16 de setembro de 2009

Não pensava em lavrar sua terra

Ontem peguei na enxada pela primeira vez. Minhas mãos macias e meu corpo franzino sentiram logo o peso e a dor do trabalho. A cada batida no chão, minhas pernas tremiam, meu pulso enrijecia e eu parecia não existir. O sol estava quente, o céu sem nuvens e minhas costas, depois de longas horas expostas ao tempo, explodia em bolhas largas e úmidas. Eu estava vermelho, de raiva e de sol. Eu estava seco. Minha sede era semelhante a dos meus antigos cães, que ao verem seus potes tratavam logo de dar cabo daquilo tudo. Já não conseguia pensar, comecei a me concentrar no ato banal. Banal para mim, mas não para o dono. Já no fim do dia, quando o céu tomava cores mais frias e o azul era bem mais escuro eu me deparei com as minhas mãos. Só me deparei, porque não as sentia mais, eram como a carne que horas depois eu viria a comer, era sangue, como o vinho que ele viria a tomar e eu a me deliciar com a cena. Minha coluna ardia em dor, ficar em pé era poucos e eu começava a me ajeitar sobre minhas pernas e braços. Eu estava sujo, imundo e banho era coisa rara.

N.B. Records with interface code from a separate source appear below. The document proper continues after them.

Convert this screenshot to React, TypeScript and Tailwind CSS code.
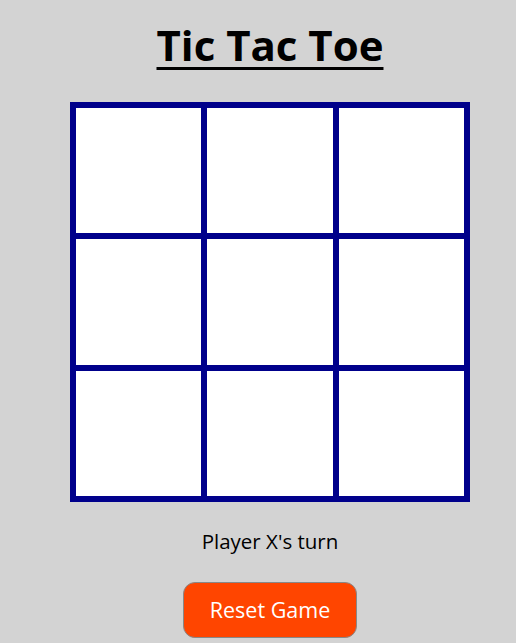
import { useState } from 'react';

type Cell = 'X' | 'O' | null;

export default function App() {
  const [board, setBoard] = useState<Cell[]>(Array(9).fill(null));
  const [player, setPlayer] = useState<'X' | 'O'>('X');

  const play = (i: number) => {
    if (board[i]) return;
    const next = [...board];
    next[i] = player;
    setBoard(next);
    setPlayer(player === 'X' ? 'O' : 'X');
  };

  const reset = () => {
    setBoard(Array(9).fill(null));
    setPlayer('X');
  };

  return (
    <div className="min-h-screen bg-[#d3d3d3] font-['Open_Sans',sans-serif] text-black">
      <div className="w-[540px] flex flex-col items-center">
        <h1 className="mt-[21px] text-[42px] leading-[48px] font-bold underline decoration-[3px] underline-offset-[6px]">
          Tic Tac Toe
        </h1>

        {/* Board */}
        <div className="mt-[33px] w-[400px] h-[400px] grid grid-cols-3 border-[3px] border-[#00008b]">
          {board.map((c, i) => (
            <button
              key={i}
              onClick={() => play(i)}
              className="border-[3px] border-[#00008b] bg-white text-[56px] font-bold"
            >
              {c}
            </button>
          ))}
        </div>

        <p className="mt-[25px] text-[20.5px] leading-[28px]">Player {player}'s turn</p>

        <button
          onClick={reset}
          className="mt-[27px] w-[174px] h-[56px] rounded-[12px] bg-[#ff4500] border border-[#888] text-white text-[21.5px]"
        >
          Reset Game
        </button>
      </div>
    </div>
  );
}
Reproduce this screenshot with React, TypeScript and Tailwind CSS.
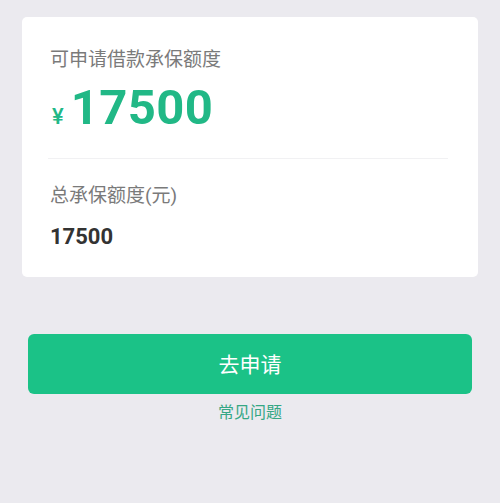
export default function App() {
  const font = { fontFamily: "Roboto, 'Noto Sans CJK SC', sans-serif" };
  return (
    <div
      className="w-full min-h-[503px] bg-[#ebeaef] pt-[17px] px-[22px]"
      style={font}
    >
      <div className="bg-white rounded-[5px] pt-[31px] pb-[26px]">
        <div className="px-[28px]">
          <p className="text-[19px] leading-[24px] text-[#7a7a7a]">可申请借款承保额度</p>
          <div className="mt-[8px] flex items-baseline h-[56px]">
            <span className="text-[22px] font-medium text-[#21b886] mr-[7px] ml-[2px]">¥</span>
            <span className="text-[49px] leading-[56px] font-bold text-[#21b886] tracking-[0.4px]">
              17500
            </span>
          </div>
        </div>
        <div className="mt-[22px] ml-[26px] mr-[30px] h-px bg-[#f1f1f3]" />
        <div className="px-[28px] mt-[25px]">
          <p className="text-[19px] leading-[24px] text-[#7a7a7a]">总承保额度(元)</p>
          <p className="mt-[15px] text-[22px] leading-[28px] font-bold text-[#333333]">17500</p>
        </div>
      </div>
      <div className="mt-[57px] px-[6px] flex flex-col items-center">
        <button className="w-full h-[60px] pt-[4px] rounded-[6px] bg-[#1bc287] text-white text-[21px]">
          去申请
        </button>
        <p className="mt-[9px] text-[16px] leading-[20px] text-[#35a785]">常见问题</p>
      </div>
    </div>
  );
}
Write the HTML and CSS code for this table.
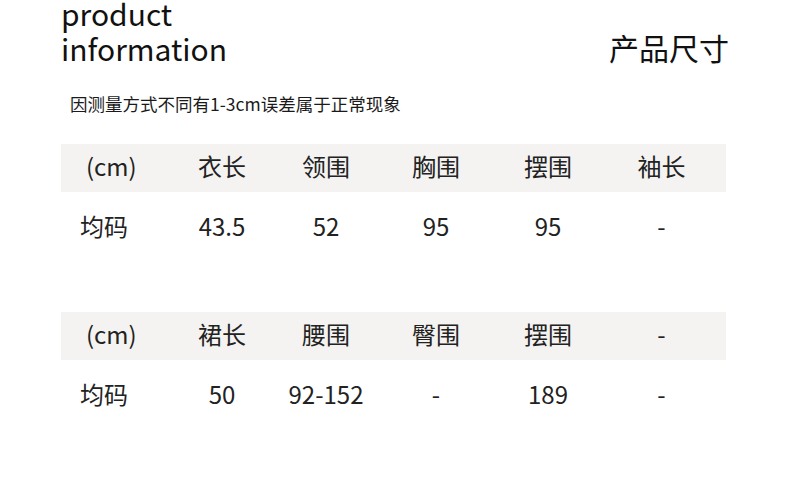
FILE: index.html
```html
<!DOCTYPE html>
<html lang="zh-CN">
<head>
<meta charset="utf-8">
<title>product information</title>
<link rel="stylesheet" href="styles.css">
</head>
<body>
<div class="page">
  <header class="head">
    <h1 class="title">product<br>information</h1>
    <div class="cn-title">产品尺寸</div>
  </header>
  <p class="note">因测量方式不同有1-3cm误差属于正常现象</p>

  <div class="table">
    <div class="row row-head">
      <div class="cell first unit">(cm)</div>
      <div class="cell">衣长</div>
      <div class="cell">领围</div>
      <div class="cell">胸围</div>
      <div class="cell">摆围</div>
      <div class="cell">袖长</div>
    </div>
    <div class="row row-data">
      <div class="cell first">均码</div>
      <div class="cell">43.5</div>
      <div class="cell">52</div>
      <div class="cell">95</div>
      <div class="cell">95</div>
      <div class="cell">-</div>
    </div>
  </div>

  <div class="table table-second">
    <div class="row row-head">
      <div class="cell first unit">(cm)</div>
      <div class="cell">裙长</div>
      <div class="cell">腰围</div>
      <div class="cell">臀围</div>
      <div class="cell">摆围</div>
      <div class="cell">-</div>
    </div>
    <div class="row row-data">
      <div class="cell first">均码</div>
      <div class="cell">50</div>
      <div class="cell">92-152</div>
      <div class="cell">-</div>
      <div class="cell">189</div>
      <div class="cell">-</div>
    </div>
  </div>
</div>
</body>
</html>
```

FILE: styles.css
```css
html, body {
  margin: 0;
  padding: 0;
  background: #ffffff;
}

body {
  font-family: "Noto Sans CJK SC", "Noto Sans", sans-serif;
  color: #222222;
}

.page {
  width: 665px;
  padding-left: 61px;
}

.head {
  display: flex;
  justify-content: space-between;
  align-items: flex-end;
  margin-top: -4px;
}

.title {
  margin: 0;
  font-size: 30px;
  font-weight: 400;
  line-height: 35px;
  color: #111111;
}

.cn-title {
  font-size: 30px;
  line-height: 37px;
  margin-right: -3px;
  color: #111111;
}

.note {
  margin: 26px 0 0 9px;
  font-size: 17.5px;
  line-height: 24px;
  color: #1a1a1a;
}

.table {
  margin-top: 28px;
}

.table-second {
  margin-top: 48px;
}

.row {
  display: grid;
  grid-template-columns: 104px 114px 94px 126px 98px 129px;
  font-size: 24px;
  text-align: center;
}

.row-head {
  background: #f4f3f1;
  height: 48px;
  line-height: 44px;
  padding-bottom: 4px;
  box-sizing: border-box;
}

.row-data {
  height: 72px;
  line-height: 68px;
  padding-bottom: 4px;
  box-sizing: border-box;
}

.cell {
  white-space: nowrap;
}

.cell.first {
  text-align: left;
  padding-left: 19px;
}

.cell.unit {
  padding-left: 25px;
}
```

Meu cheiro era um misto de vinagre, terra e mijo. Minhas funções já se tornaram sem funções. Minha disfunção era repleta de ódio e amargura.
Hoje eu me olhei no espelho. Não me reconheci. Lógico. Eu nunca pensei em arar sua terra, em plantar em seu terreno, em frutificar a sua vida. Eu agora era infecundo.
Um estorvo em casa, sentado no sofá, tomando café, fumando um cigarro e lendo Guimarães Rosa. Um estorvo no conforto da casa.